**Recorded data**
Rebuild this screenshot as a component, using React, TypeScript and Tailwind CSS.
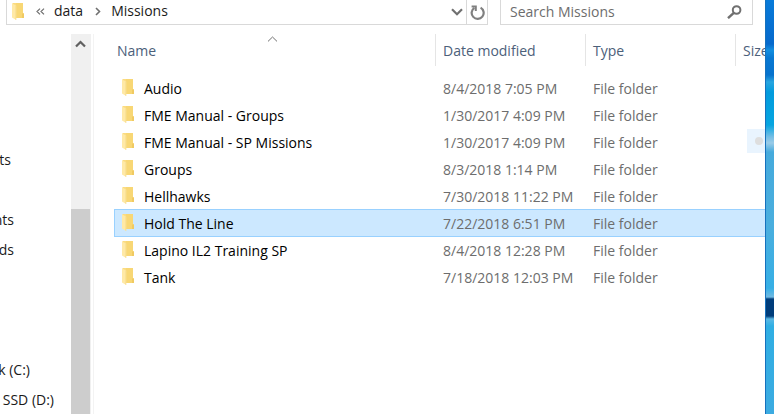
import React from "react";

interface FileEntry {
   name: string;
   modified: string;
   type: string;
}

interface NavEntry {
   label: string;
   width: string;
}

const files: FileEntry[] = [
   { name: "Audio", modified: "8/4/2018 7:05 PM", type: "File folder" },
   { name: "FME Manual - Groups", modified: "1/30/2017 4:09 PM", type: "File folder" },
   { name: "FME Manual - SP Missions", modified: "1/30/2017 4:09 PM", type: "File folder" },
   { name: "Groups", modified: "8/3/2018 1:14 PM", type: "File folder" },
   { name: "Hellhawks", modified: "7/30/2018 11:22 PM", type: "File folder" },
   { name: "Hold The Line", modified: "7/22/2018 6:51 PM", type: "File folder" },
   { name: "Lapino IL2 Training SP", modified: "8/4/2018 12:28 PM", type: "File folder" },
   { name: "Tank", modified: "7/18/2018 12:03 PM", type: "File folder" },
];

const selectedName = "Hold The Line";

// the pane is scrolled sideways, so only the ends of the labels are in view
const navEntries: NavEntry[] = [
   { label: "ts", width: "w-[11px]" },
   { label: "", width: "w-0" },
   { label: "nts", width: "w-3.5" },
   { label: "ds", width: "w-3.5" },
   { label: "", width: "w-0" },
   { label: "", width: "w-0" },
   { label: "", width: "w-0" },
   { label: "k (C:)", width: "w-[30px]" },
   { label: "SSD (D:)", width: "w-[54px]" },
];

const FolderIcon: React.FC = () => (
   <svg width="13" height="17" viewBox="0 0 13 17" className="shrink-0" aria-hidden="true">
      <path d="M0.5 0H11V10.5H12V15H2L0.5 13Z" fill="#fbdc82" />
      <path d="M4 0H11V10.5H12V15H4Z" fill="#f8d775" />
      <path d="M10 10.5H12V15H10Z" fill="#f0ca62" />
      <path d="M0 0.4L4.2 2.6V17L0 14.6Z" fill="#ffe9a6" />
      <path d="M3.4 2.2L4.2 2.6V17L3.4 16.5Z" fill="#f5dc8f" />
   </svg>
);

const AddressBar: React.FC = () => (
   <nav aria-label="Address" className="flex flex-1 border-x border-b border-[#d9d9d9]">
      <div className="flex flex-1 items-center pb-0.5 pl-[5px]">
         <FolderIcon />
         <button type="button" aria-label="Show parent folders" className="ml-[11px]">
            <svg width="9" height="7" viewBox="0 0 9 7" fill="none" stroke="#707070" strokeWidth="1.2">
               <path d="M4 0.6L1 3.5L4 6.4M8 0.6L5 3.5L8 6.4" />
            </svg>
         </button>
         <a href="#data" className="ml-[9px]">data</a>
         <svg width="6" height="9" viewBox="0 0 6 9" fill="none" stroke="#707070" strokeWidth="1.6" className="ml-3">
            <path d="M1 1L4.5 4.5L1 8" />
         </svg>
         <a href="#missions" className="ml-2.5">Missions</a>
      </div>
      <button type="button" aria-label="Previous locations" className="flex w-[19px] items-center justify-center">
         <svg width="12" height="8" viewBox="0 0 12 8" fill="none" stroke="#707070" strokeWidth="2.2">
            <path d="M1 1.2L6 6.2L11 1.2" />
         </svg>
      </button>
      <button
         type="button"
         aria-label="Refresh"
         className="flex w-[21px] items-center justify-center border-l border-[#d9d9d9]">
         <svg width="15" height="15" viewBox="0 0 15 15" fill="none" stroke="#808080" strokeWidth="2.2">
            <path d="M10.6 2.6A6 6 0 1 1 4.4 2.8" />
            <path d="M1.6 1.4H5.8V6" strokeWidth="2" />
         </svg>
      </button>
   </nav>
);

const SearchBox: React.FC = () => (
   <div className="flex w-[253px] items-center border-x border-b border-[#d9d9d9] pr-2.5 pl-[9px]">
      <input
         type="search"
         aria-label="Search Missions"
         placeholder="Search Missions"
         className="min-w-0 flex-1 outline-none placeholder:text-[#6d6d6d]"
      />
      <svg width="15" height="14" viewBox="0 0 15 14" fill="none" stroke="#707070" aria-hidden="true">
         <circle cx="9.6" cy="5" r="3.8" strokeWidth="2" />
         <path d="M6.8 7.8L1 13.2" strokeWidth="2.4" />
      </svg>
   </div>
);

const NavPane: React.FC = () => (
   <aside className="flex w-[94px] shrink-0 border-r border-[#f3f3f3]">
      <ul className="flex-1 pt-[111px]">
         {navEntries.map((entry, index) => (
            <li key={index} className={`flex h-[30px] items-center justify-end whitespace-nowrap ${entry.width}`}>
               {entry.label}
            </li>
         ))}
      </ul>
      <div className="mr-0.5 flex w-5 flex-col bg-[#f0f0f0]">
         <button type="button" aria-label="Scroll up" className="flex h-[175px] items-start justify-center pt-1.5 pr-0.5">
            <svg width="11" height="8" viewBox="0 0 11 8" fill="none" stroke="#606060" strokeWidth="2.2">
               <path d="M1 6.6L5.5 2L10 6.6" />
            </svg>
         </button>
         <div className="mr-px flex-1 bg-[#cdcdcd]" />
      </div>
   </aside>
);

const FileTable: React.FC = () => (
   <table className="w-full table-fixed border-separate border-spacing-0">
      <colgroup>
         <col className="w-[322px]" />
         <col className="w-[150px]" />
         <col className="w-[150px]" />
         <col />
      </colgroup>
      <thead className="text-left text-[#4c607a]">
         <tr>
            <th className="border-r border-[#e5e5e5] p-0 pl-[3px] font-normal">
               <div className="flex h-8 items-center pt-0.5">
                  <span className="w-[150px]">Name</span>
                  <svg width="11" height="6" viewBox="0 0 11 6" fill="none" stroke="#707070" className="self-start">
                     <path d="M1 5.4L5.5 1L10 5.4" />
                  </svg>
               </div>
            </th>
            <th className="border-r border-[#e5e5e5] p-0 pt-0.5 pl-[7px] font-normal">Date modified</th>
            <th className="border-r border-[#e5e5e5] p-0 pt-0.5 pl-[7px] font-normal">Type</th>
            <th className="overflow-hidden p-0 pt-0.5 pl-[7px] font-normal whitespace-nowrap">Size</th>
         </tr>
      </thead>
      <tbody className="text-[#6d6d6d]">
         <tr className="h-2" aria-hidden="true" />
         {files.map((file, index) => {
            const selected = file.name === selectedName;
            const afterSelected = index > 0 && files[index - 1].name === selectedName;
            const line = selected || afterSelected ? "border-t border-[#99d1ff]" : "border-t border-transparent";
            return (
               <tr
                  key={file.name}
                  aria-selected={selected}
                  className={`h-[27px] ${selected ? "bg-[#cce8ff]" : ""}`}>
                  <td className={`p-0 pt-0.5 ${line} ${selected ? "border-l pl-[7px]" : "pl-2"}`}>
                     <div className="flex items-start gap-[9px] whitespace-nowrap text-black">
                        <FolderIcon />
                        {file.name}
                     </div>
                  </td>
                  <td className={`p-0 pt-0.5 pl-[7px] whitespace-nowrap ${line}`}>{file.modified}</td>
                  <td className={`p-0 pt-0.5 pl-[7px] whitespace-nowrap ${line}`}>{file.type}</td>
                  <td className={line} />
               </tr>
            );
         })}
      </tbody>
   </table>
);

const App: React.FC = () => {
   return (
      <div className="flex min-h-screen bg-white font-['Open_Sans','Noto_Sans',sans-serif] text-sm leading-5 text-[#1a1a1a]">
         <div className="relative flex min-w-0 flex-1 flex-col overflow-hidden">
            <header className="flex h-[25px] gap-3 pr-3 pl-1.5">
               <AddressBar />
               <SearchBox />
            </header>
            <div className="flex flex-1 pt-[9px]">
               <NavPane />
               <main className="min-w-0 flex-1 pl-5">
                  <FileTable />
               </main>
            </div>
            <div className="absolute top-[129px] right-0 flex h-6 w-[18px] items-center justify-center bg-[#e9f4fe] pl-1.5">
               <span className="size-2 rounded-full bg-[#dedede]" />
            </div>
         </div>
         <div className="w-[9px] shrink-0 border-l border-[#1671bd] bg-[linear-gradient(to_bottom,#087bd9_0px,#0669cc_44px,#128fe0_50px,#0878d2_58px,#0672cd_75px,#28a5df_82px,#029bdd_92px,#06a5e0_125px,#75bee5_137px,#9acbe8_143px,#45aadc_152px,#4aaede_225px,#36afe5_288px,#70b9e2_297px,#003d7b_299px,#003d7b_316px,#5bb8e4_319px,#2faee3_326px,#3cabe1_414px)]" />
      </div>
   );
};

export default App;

**Requirements**
Whichever lines contain the string "React", select and copy them.

**Answer to this task**
Rebuild this screenshot as a component, using React, TypeScript and Tailwind CSS.
import React from "react";
const FolderIcon: React.FC = () => (
const AddressBar: React.FC = () => (
const SearchBox: React.FC = () => (
const NavPane: React.FC = () => (
const FileTable: React.FC = () => (
const App: React.FC = () => {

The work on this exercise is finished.